An analogy suggested by Galvão would be a bonfire made with damp wood, which will not catch fire easily at first but which flares up eventually after a certain temperature is reached, and the steadily more stable combustion produces enough energy to overcome the humidity. Plasma reaches the ignition point when alpha particles begin consistently feeding back into the process.
Among fusion’s many advantages over fission is the fact that fusion involves a self-control mechanism: Once the ignition point is reached, if this temperature level is significantly exceeded—in other words, if the plasma overheats—the reaction automatically slows down. Thus, reactor meltdown, one of the most dangerous complications of accidents in power plants that use nuclear fission, could not happen in a nuclear fusion plant.
The problem is that resonant interaction between alpha particles and waves present in the plasma can excite electromagnetic oscillations, or even lead to the ejection of alpha particles. This can cause energy loss, plasma cooling and possible interruption of nuclear fusion. Understanding the causes of this problem and the factors that can prevent it is fundamental to ensuring the sustainability of the process and the use of nuclear fusion as a viable source of electricity.
“What Duarte found is that this outcome happens in a self-organized manner, with the production of chirping, if the plasma is not very turbulent. If turbulence is high, however, it doesn’t,” Galvão said [see below for an interview with Vinícius Njaim Duarte].
The crux of the problem is that in a highly turbulent fluid, there is no preferential direction, Galvão explained, offering another analogy to help illustrate his meaning.
“When you heat water slowly, you create a convection cell in the container. Hot water rises, and cold water sinks. This continues until all the water reaches boiling point,” he said. “The medium then becomes turbulent, the convection cell is destroyed, and the energy spreads indiscriminately in all directions. This also happens in magnetically confined plasma. Its occurrence prevents the creation of a self-organized system that sustains an undesirable associated electromagnetic wave. There isn’t enough coherence for waves to be generated. So the loss of energy that would end the fusion process doesn’t occur.
“Duarte had already published a paper on this model during his Ph.D. research, but no one had performed an experiment to control the level of turbulence and see if the model applied or not. This has now been conducted by General Atomics at DIII-D, specifically in order to test the model, which was proven by the result.”

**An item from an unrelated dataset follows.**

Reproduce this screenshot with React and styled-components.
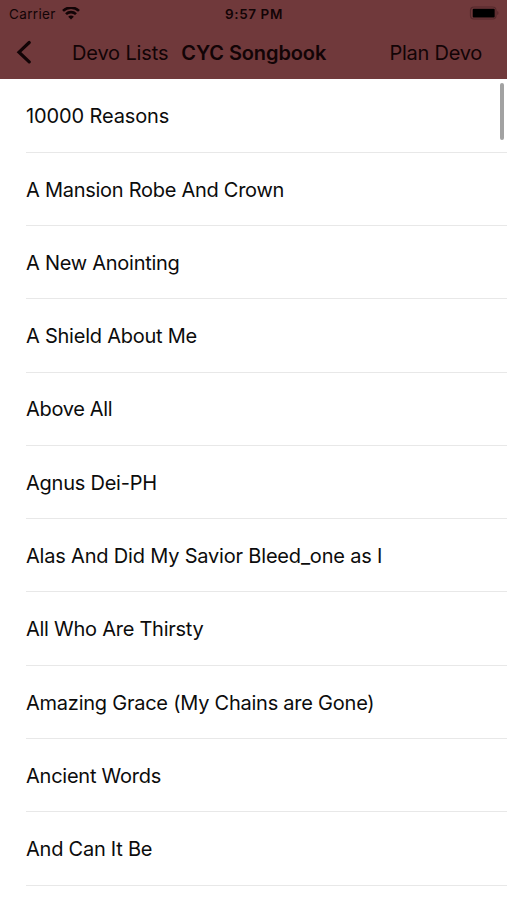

Experimental physicists already knew empirically how to induce higher or lower turbulence, but they did not know this would affect the spectral nature of waves associated with the particle structure. Duarte’s contribution consists of identifying the key control mechanism and explaining why. In terms of technological applications, this establishes optimal turbulence—enough to prevent self-organized particle and energy loss, but not enough to have other undesirable effects on overall plasma confinement.
Until now, tokamaks have been used on the laboratory scale. ITER will be the first prototype of a tokamak capable of generating electricity efficiently by nuclear fusion. The use of controlled nuclear fusion is not uncontroversial, but according to its advocates, it is safe, can produce a practically unlimited amount of power, and does not create radioactive waste, as do fission reactors.